Saturday 16 October 2010

Recollection (2010)

Director: Federico D'Alessandro
Stars: Chadd Stoops, Gina Scoles and Robbie Daymond
This film was an official selection at the 6th annual International Horror & Sci-Fi Film Festival in Tempe in 2010. Here's an index to my reviews of 2010 films.

Waking up with bloody head wounds is never a good thing, but when you find yourself in a freshly dug grave with no recollection of who you are or how you got there, you know you're in trouble. Our John Doe isn't in a field in the middle of nowhere, he's in some sort of back yard surrounded by hints of danger: a bloody table here, a man with an axe over there, a collection of freaky doll parts and children's books inside the first door he finds. There's a woman there too, tied up and with her eyes removed. There are sounds of babies and cool old time Decca blues playing on a turntable. It's a sad state of affairs when the cost of licensing music has forced filmmakers to look far back in time to music that ends far more enjoyable anyway. Can our John Doe make it out alive and in one piece? Can he save the various people chained up in various stages of torture? What haven't we seen yet? Writers Christopher Ryan Yeazel and Federico D'Alessandro keep us guessing.
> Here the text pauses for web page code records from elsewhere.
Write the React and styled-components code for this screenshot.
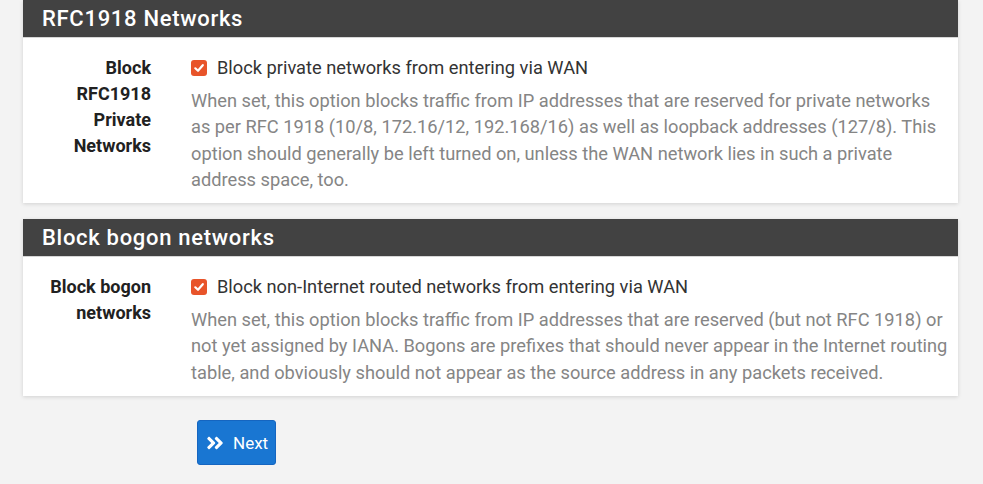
import React from "react";
import styled, { createGlobalStyle } from "styled-components";
import { FaAngleDoubleRight } from "react-icons/fa";

const Global = createGlobalStyle`
  html, body { margin: 0; padding: 0; background: #f3f3f3; }
  body { font-family: Roboto, "Noto Sans", sans-serif; }
  * { box-sizing: border-box; }
`;

const Page = styled.div`
  width: 983px;
  height: 484px;
  overflow: hidden;
  background: #f3f3f3;
  padding: 0 25px 0 23px;
  display: flex;
  flex-direction: column;
  gap: 16px;
`;

const Panel = styled.section`
  background: #fff;
  box-shadow: 0 1px 4px rgba(0, 0, 0, 0.14);
`;

const PanelHeader = styled.h2`
  margin: 0;
  height: 38px;
  display: flex;
  align-items: center;
  padding-left: 19px;
  background: #424242;
  color: #fff;
  font-size: 22px;
  font-weight: 500;
  letter-spacing: 0.7px;
  border-bottom: 1px solid #d6d6d6;
`;

const PanelBody = styled.div`
  padding: 17px 9px 10px 0;
`;

const Row = styled.div`
  display: grid;
  grid-template-columns: 128px 1fr;
  column-gap: 40px;
`;

const Label = styled.div`
  text-align: right;
  font-weight: 700;
  font-size: 18px;
  line-height: 26px;
  color: #212121;
`;

const Field = styled.div`
  display: flex;
  flex-direction: column;
`;

const CheckLine = styled.label`
  display: flex;
  align-items: center;
  gap: 10px;
  font-size: 18.25px;
  line-height: 26px;
  color: #333;
`;

const Box = styled.span`
  width: 16px;
  height: 16px;
  border-radius: 3px;
  background: #e8542a;
  display: inline-flex;
  align-items: center;
  justify-content: center;
  flex: none;
`;

const Help = styled.p`
  margin: 7px 0 0;
  font-size: 18.25px;
  line-height: 26.3px;
  color: #858585;
`;

const Actions = styled.div`
  padding-left: 174px;
  padding-top: 8px;
`;

const NextButton = styled.button`
  display: inline-flex;
  align-items: center;
  gap: 8px;
  height: 45px;
  padding: 0 7px 0 7px;
  background: #1976d2;
  border: 1px solid #1565c0;
  border-radius: 3px;
  color: #fff;
  font-family: Roboto, sans-serif;
  font-size: 17px;
`;

function Checkbox() {
  return (
    <Box>
      <svg width="12" height="12" viewBox="0 0 12 12">
        <path d="M2.3 6.3 L5 8.8 L9.8 3.2" fill="none" stroke="#fff" strokeWidth="2.2" strokeLinecap="round" strokeLinejoin="round" />
      </svg>
    </Box>
  );
}

function Section({ title, label, check, help }) {
  return (
    <Panel>
      <PanelHeader>{title}</PanelHeader>
      <PanelBody>
        <Row>
          <Label>{label}</Label>
          <Field>
            <CheckLine>
              <Checkbox />
              {check}
            </CheckLine>
            <Help>{help}</Help>
          </Field>
        </Row>
      </PanelBody>
    </Panel>
  );
}

export default function App() {
  return (
    <>
      <Global />
      <Page>
        <Section
          title="RFC1918 Networks"
          label={<>Block<br />RFC1918<br />Private<br />Networks</>}
          check="Block private networks from entering via WAN"
          help="When set, this option blocks traffic from IP addresses that are reserved for private networks as per RFC 1918 (10/8, 172.16/12, 192.168/16) as well as loopback addresses (127/8). This option should generally be left turned on, unless the WAN network lies in such a private address space, too."
        />
        <Section
          title="Block bogon networks"
          label={<>Block bogon<br />networks</>}
          check="Block non-Internet routed networks from entering via WAN"
          help="When set, this option blocks traffic from IP addresses that are reserved (but not RFC 1918) or not yet assigned by IANA. Bogons are prefixes that should never appear in the Internet routing table, and obviously should not appear as the source address in any packets received."
        />
        <Actions>
          <NextButton>
            <FaAngleDoubleRight size={20} />
            Next
          </NextButton>
        </Actions>
      </Page>
    </>
  );
}
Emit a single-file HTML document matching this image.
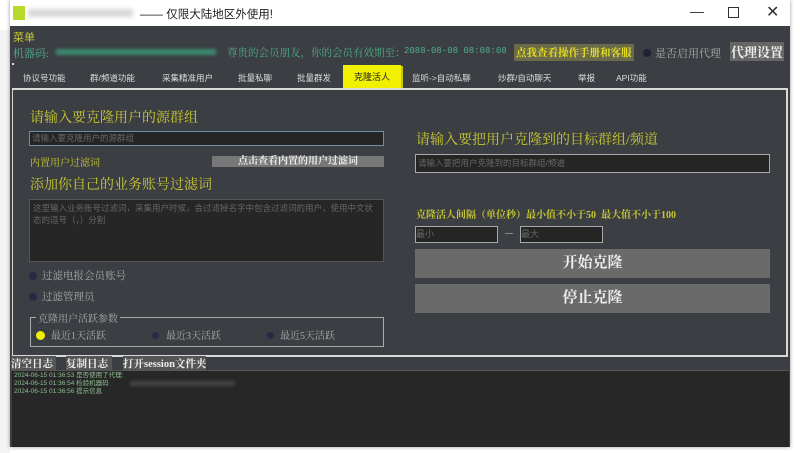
<!DOCTYPE html>
<html><head><meta charset="utf-8"><style>
*{margin:0;padding:0;box-sizing:border-box}
body{width:800px;height:453px;background:#fff;position:relative;overflow:hidden;font-family:"Liberation Sans","Noto Sans CJK SC",sans-serif}
.a{position:absolute;white-space:nowrap}
.serif{font-family:"Liberation Serif","Noto Serif CJK SC",serif}
.y{color:#c8c832}
.g{color:#4fae8a}
</style></head><body>
<div class="a" style="left:0;top:30px;width:10px;height:423px;background:#f4f4f4"></div>
<div class="a" style="left:10px;top:0;width:780px;height:447px;background:#3b3e42;box-shadow:0 0 4px rgba(0,0,0,.4)"></div>
<div class="a" style="left:10px;top:0;width:780px;height:26px;background:#fff"></div>
<div class="a" style="left:13px;top:6px;width:12px;height:14px;background:#b6d92a"></div>
<div class="a" style="left:28px;top:9px;width:105px;height:8px;background:#d8d8d8;filter:blur(2px)"></div>
<div class="a" style="left:140px;top:6px;font-size:11.5px;color:#222">—— 仅限大陆地区外使用!</div>
<div class="a" style="left:690px;top:3px;font-size:14px;color:#333">—</div>
<div class="a" style="left:728px;top:7px;width:11px;height:11px;border:1px solid #333"></div>
<div class="a" style="left:766px;top:2px;font-size:16px;color:#333">✕</div>
<div class="a y" style="left:13px;top:29px;font-size:11px">菜单</div>
<div class="a g serif" style="left:13px;top:45px;font-size:11px">机器码:</div>
<div class="a" style="left:56px;top:49px;width:160px;height:6px;background:#3c8a70;filter:blur(1.5px)"></div>
<div class="a g serif" style="left:227px;top:45px;font-size:10.5px">尊贵的会员朋友，你的会员有效期至：</div>
<div class="a g" style="left:404px;top:46px;font-size:9px;font-family:'Liberation Mono',monospace">2088-08-08 08:08:08</div>
<div class="a serif" style="left:514px;top:44px;font-size:10.5px;background:#6b6b4a;color:#e8e020;padding:1px 2px;font-weight:bold">点我查看操作手册和客服</div>
<div class="a" style="left:643px;top:49px;width:8px;height:8px;border-radius:50%;background:#1f2230"></div>
<div class="a serif" style="left:655px;top:45px;font-size:11px;color:#aaa">是否启用代理</div>
<div class="a serif" style="left:730px;top:42px;font-size:13px;background:#666;color:#eee;font-weight:bold;padding:0 1px">代理设置</div>
<div class="a" style="left:12px;top:63px;width:2px;height:2px;background:#ddd"></div>
<div class="a" style="left:12px;top:66px;height:22px;font-size:8.5px;color:#ddd">
<span class="a" style="left:11px;top:6px">协议号功能</span>
<span class="a" style="left:78px;top:6px">群/频道功能</span>
<span class="a" style="left:150px;top:6px">采集精准用户</span>
<span class="a" style="left:226px;top:6px">批量私聊</span>
<span class="a" style="left:285px;top:6px">批量群发</span>
</div>
<div class="a" style="left:343px;top:65px;width:58px;height:24px;background:#f0f000;color:#222;font-size:9px;text-align:center;line-height:24px">克隆活人</div>
<div class="a" style="left:401px;top:66px;width:2px;height:22px;background:#c8c800"></div>
<div class="a" style="left:400px;top:66px;font-size:8.5px;color:#ddd">
<span class="a" style="left:12px;top:6px">监听->自动私聊</span>
<span class="a" style="left:98px;top:6px">炒群/自动聊天</span>
<span class="a" style="left:178px;top:6px">举报</span>
<span class="a" style="left:216px;top:6px">API功能</span>
</div>
<div class="a" style="left:12px;top:88px;width:776px;height:269px;border:2px solid #d8d8d8;border-left-width:1px"></div>
<div class="a y serif" style="left:30px;top:107px;font-size:14px">请输入要克隆用户的源群组</div>
<div class="a" style="left:29px;top:131px;width:355px;height:15px;background:#252525;border:1px solid #6a8fa8;font-size:8.5px;color:#666;padding-left:2px;line-height:13px">请输入要克隆用户的源群组</div>
<div class="a y serif" style="left:30px;top:154px;font-size:10px">内置用户过滤词</div>
<div class="a serif" style="left:212px;top:156px;width:172px;height:11px;background:#777;color:#eee;font-size:10px;font-weight:bold;text-align:center;line-height:11px">点击查看内置的用户过滤词</div>
<div class="a y serif" style="left:30px;top:174px;font-size:14px">添加你自己的业务账号过滤词</div>
<div class="a" style="left:29px;top:199px;width:355px;height:63px;background:#262626;border:1px solid #555;font-size:8.5px;color:#666;padding:2px 3px;line-height:12px;white-space:normal">这里输入业务账号过滤词，采集用户时候，会过滤掉名字中包含过滤词的用户，使用中文状态的逗号（，）分割</div>
<div class="a" style="left:29px;top:272px;width:8px;height:8px;border-radius:50%;background:#282a45"></div>
<div class="a serif" style="left:42px;top:268px;font-size:10.5px;color:#aaa">过滤电报会员账号</div>
<div class="a" style="left:29px;top:293px;width:8px;height:8px;border-radius:50%;background:#282a45"></div>
<div class="a serif" style="left:42px;top:289px;font-size:10.5px;color:#aaa">过滤管理员</div>
<div class="a" style="left:30px;top:317px;width:354px;height:30px;border:1px solid #aaa"></div>
<div class="a serif" style="left:36px;top:310px;font-size:10px;color:#aaa;background:#3b3e42;padding:0 2px">克隆用户活跃参数</div>
<div class="a" style="left:36px;top:331px;width:9px;height:9px;border-radius:50%;background:#f0f000"></div>
<div class="a serif" style="left:51px;top:327px;font-size:10px;color:#aaa">最近1天活跃</div>
<div class="a" style="left:152px;top:332px;width:7px;height:7px;border-radius:50%;background:#282a45"></div>
<div class="a serif" style="left:166px;top:327px;font-size:10px;color:#aaa">最近3天活跃</div>
<div class="a" style="left:267px;top:332px;width:7px;height:7px;border-radius:50%;background:#282a45"></div>
<div class="a serif" style="left:280px;top:327px;font-size:10px;color:#aaa">最近5天活跃</div>
<div class="a y serif" style="left:416px;top:129px;font-size:14px">请输入要把用户克隆到的目标群组/频道</div>
<div class="a" style="left:415px;top:154px;width:355px;height:19px;background:#252525;border:1px solid #aaa;font-size:8.5px;color:#666;padding-left:2px;line-height:17px">请输入要把用户克隆到的目标群组/频道</div>
<div class="a y serif" style="left:416px;top:206px;font-size:10px;font-weight:bold">克隆活人间隔（单位秒）最小值不小于50&nbsp; 最大值不小于100</div>
<div class="a" style="left:415px;top:226px;width:83px;height:17px;background:#252525;border:1px solid #aaa;font-size:9px;color:#666;line-height:15px">最小</div>
<div class="a" style="left:505px;top:233px;width:8px;height:1px;background:#888"></div>
<div class="a" style="left:520px;top:226px;width:83px;height:17px;background:#252525;border:1px solid #aaa;font-size:9px;color:#666;line-height:15px">最大</div>
<div class="a serif" style="left:415px;top:249px;width:355px;height:29px;background:#6a6a6a;color:#eee;font-size:15px;font-weight:bold;text-align:center;line-height:29px">开始克隆</div>
<div class="a serif" style="left:415px;top:284px;width:355px;height:29px;background:#6a6a6a;color:#eee;font-size:15px;font-weight:bold;text-align:center;line-height:29px">停止克隆</div>
<div class="a serif" style="left:11px;top:356px;font-size:10.5px;color:#eee;font-weight:bold;background:#555;width:45px">清空日志</div>
<div class="a serif" style="left:66px;top:356px;font-size:10.5px;color:#eee;font-weight:bold;background:#555;width:46px">复制日志</div>
<div class="a serif" style="left:123px;top:356px;font-size:10.5px;color:#eee;font-weight:bold;background:#555">打开session文件夹</div>
<div class="a" style="left:12px;top:370px;width:777px;height:77px;background:#272727;border-top:1px solid #555"></div>
<div class="a" style="left:14px;top:372px;font-size:6.5px;color:#8fbf8f;line-height:8px">2024-06-15 01:36:53 是否使用了代理:<br>2024-06-15 01:36:54 检验机器码<br>2024-06-15 01:36:56 提示信息</div>
<div class="a" style="left:130px;top:381px;width:105px;height:5px;background:#444;filter:blur(1.5px)"></div>
</body></html>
Chadd Stoops has a Mel Gibson thing going for him as the John Doe who serves as our focus but he moves more like Jonathan Pryce. Gina Scoles finds herself playing a character who has to spend the entire film with her eyes carved out. Robbie Daymond is a sinister shadow. For a while it seems like there's much more here than these mostly silent actors can cram into the slight fifteen minute running time. We can't help but think of the clock ticking and wonder how they're going to wrap it up, but as the suspense builds and we despair for any believable resolution, the filmmakers nail us with a peach of a finish. It's a gruesome film, but unlike most gruesome horror shorts, it aims more for suspense than gore effects and the fact that it ends up with both is a bonus, D'Alessandro's direction and Daniel Ainsworth's cinematography solid partners. D'Alessandro has a string of major Hollywood movies under his belt as a storyboard artist but this is a promising debut for him as an indie filmmaker.